Title: Locomotive
Cathedral
Author: Brandel
France de Bravo
Publisher: The Backwaters Press
Copyright: 2025
Number of Pages: 98
Special Honor: The
Backwaters Prize in Poetry Honorable Mention
Blurbs by: Diane
Seuss, Michael Bazzette, Rage Hezekiah
Key Descriptors: provocative, arcane, surreal,
tongue-in-cheek, climate change, pandemic, identity
First Sentences: “I
don’t eat crow. I feed crow.”
Last Sentence: “Not
dying but molting.”
Comment: Locomotive Cathedral by Brandel France de
Bravo presents a huge struggle to keep breathing in our time of climate change,
pandemic, and political unrest. At the heart of the collection, mind training
slogans serve as prompts to investigate what rattles the author.
Subterraneously, a dialectic chatters about what is holy
versus what is comically morbid. For
example, in “Slogan 1—Train in the preliminaries,” the narrator reveals what’s
in her life’s luggage which she mocks with a lip synching of the melancholic song
made popular in the late 1960s by Peggy Lee “Is That All There Is.” There are heavy things in that weighty bag
like a “daughter’s first breath,” her mother’s ashes, and a boom box with a cassette tape of hits from the ‘60s. Other
things include the more mundane like laundry detergent and a fine tooth comb
which she uses to extract lice from her tangled hair.
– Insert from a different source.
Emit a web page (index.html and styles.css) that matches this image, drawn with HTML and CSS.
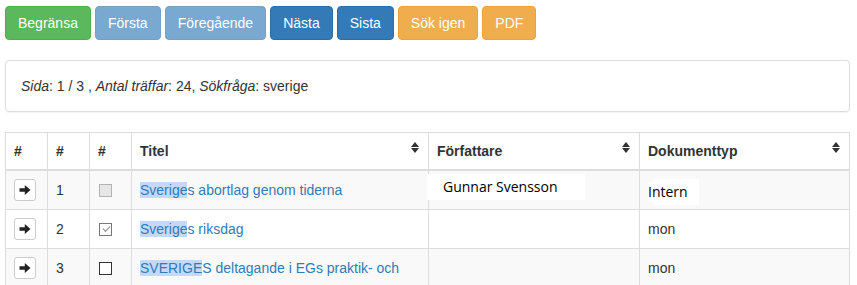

Slogan 1 sets the stage for how to properly meditate. The
poem “Slogan 1” with its instruction train
in the preliminaries provides a loose connection to the book’s title Locomotive
Cathedral. Locomotive connects to the word train-ing and what
is a cathedral for but a place to sit and meditate? While she’s at it, France
de Bravo builds in a craziness, a loco motive that sometimes spills from its
rails in mysterious ways.
It’s
like the crow René who opens and closes the collection and provides a kind of magic
to the lonely time of the pandemic.
Take time to sit with this book to reap its rewards.